The molecular orbital theory of chemical valency. V. The structure of water and similar molecules

Abstract

The theory of molecular and equivalent orbitals developed in previous papers of this series is used to discuss the spatial distribution of lone-pair electrons in molecules such as H$_{2}$O and NH$_{3}$ and the part they play in determining the equilibrium configuration. Previous treatments of H$_{2}$O have assumed that the lone pairs are essentially unaltered by molecular formation. It is shown here, on the other hand, that they will be displaced so as to be mainly concentrated on the side of the O-nucleus remote from the hydrogen atoms.
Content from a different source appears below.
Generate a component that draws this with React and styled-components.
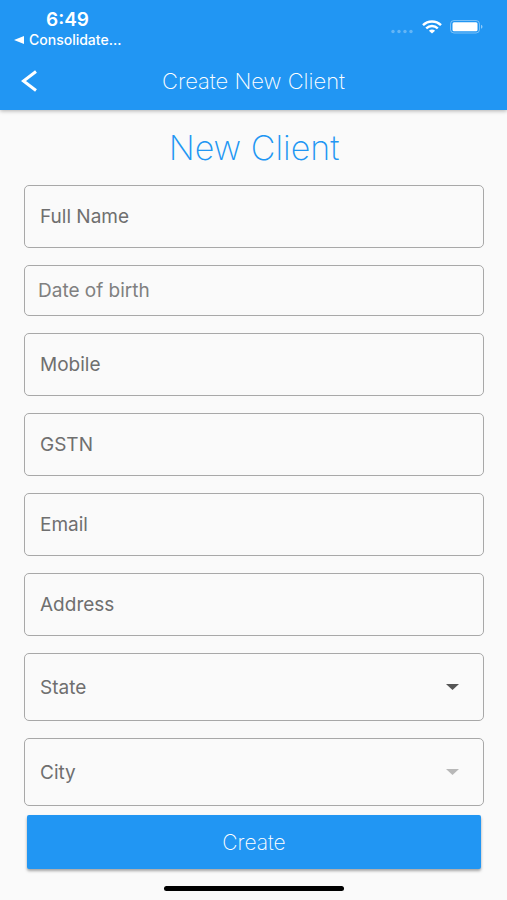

An important consequence of this is that the lone-pair electrons will make a contribution to the total dipole moment. Comparison of the experimentally observed moment with an approximate quantitative treatment suggests that, as a result of this, transfer of electrons from the hydrogen atoms to the oxygen does not occur to the extent that has previously been believed. The variation of the spatial distribution of the orbitals of H$_{2}$O with changes of nuclear configuration is examined and it is shown that, in the equilibrium position, the electronic structure can be described approximately by two sets of two equivalent orbitals pointing in nearly tetrahedral directions. The dependence of total energy on bond angle is discussed and it is shown that electrostatic repulsions between the equivalent orbitals are major factors in determining the equilibrium configuration. Similar considerations apply to NH$_{3}$.